A view from above - the overview effect
If you have ever looked down upon the world from a high vantage point; whether you have climbed a mountain and gazed across the landscape before you seeing all the way to the horizon, or climbed a skyscraper and experienced the quiet and beauty of looking at a city from above, or looked out of the window on an airplane at 40,000ft, you will notice the world looks very different from above, you see how small everything really is and feel a connection to something bigger. There is a calming clarity in seeing the world from afar.
In the Hellenistic and Roman world, philosophers often spoke of viewing the world from above; of seeing the entire sum of humanity as one. They imagined looking down upon the earth as the stars do, seeing all the nations and armies, weddings, funerals and feasts. Seeing each and every person with their own hopes, dreams, fears and worries.
They believed that seeing the world in this way gave us a clear perspective; what seemed like big worries or problems look small and insignificant when looked at from afar; large armies become nothing but little ants, while great cities look no bigger than matchboxes.
When the Stoics felt they needed to realign their perspective on life, they would soar above the buildings and the cities, the hills and the mountains and all the worries and stresses of life. In their minds eye, they would rise through the clouds into the velvet black of space, turn and look upon the earth as the stars do; seeing the world as one living organism, watching the forests go from green to brown, the rivers changing their courses and see the ice caps melt and freeze; they would watch the clouds drift and swirl, how slowly everything moves, all the people who have ever existed, all those dreams, hopes, worries and fears; seeing all of existence, all at once.

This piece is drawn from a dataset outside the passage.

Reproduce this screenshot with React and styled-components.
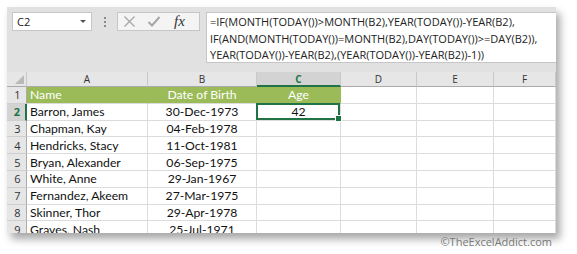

In the same way you can only appreciate and understand a jigsaw puzzle when all its pieces are joined together as a single image; you can only begin to understand life and your place within it when you have all of earth before your eyes.
'How beautifully Plato put it whenever you want to talk about people, it’s best to take a bird’s-eye view and see everything all at once. Of gatherings, armies, farms, weddings and divorces, births and deaths, noisy courtrooms or silent spaces, every foreign people, holidays, memorials, markets. All blended together and arranged in a pairing of opposites.’ - Marucs Aurelius.
This feeling of stainless clarity and deep understanding of the bigger picture is now known as the overview effect.
A chosen few no longer have to imagine being with the stars, they can do if for real; these people are astronauts.
Many who enter space report an intense emotional experience they feel when they look upon the earth for the first time. Suspended in space, they can look upon all things and they see that the earth is alive. They get an understanding of the big picture and are no longer Americans or Russians, British or Chinese; they are humans. They no longer belong to different nations but one planet and it is all of their responsibility to protect it. They see the earth as one living organism and begin to think on a planetary scale. They no longer care about nations or political pettiness but believe in nothing but a global duty to our home, our planet and all of humanity; to love it, and protect it for the generations to come.
Here is what some astronauts have said:
‘You develop an instant global consciousness, a people orientation, an intense dissatisfaction with the state of the world, and a compulsion to do something about it. From out there on the moon, international politics look so petty. You want to grab a politician by the scruff of the neck and drag him a quarter of a million miles out and say, ‘Look at that, you son of a bitch.’ - Edgar Mitchel
‘It’s constantly changing, the colours, the shadows, the terrain, everything is changing and all this motion, colours and light really gives you the sense that we live on a living, breathing organism...When you’re up there for months at a time you can actually see the ice breaking up in the harbour, you can see this line that represents the changing leaf colours slowly march from south to north, to north to south, And those long term seasonal changes, when you put them together with the routine day to day changes, again give you this impression that we all live on a living, breathing organism, this living thing that we call Earth, a living biosphere’ - Ron Garan
‘From space, the planet is a constantly changing masterpiece and the sheer beauty is absolutely breathtaking. It looks like a shining jewel and you realise that it’s home to everyone who ever lived and everyone who ever will be. But another thing that hit me was a sobering contradiction between the beauty of our planet and the unfortunate realities of life on our planet. It filled me with a sense of injustice. It infuriated me.’ Ron Garan
‘A brilliant jewel in the black velvet sky.’ - Buzz Aldrin
‘Only when I saw the Earth from space, in all its ineffable beauty and fragility, did I realise that humankind's most urgent task is to cherish and preserve it for future generations.’ - Sigmund Jahn
'Mankind is advanced technically. Man can build space stations, can assemble them in space, and ponders about landing on Mars, but the development of mankind itself seems to stagnate on stone age level.' - Sigmund Jahn
One day, in the future (hopefully), we will be the first generation able to see the world from space, and feel what the first people who made fire felt for the first time; to feel and see all that possibility blaze, move and dance before our eyes, knowing that the world will never be the same again.
One day, fate permitting, we will be able to experience that, but until then, close your eyes and allow your mind to open and rise.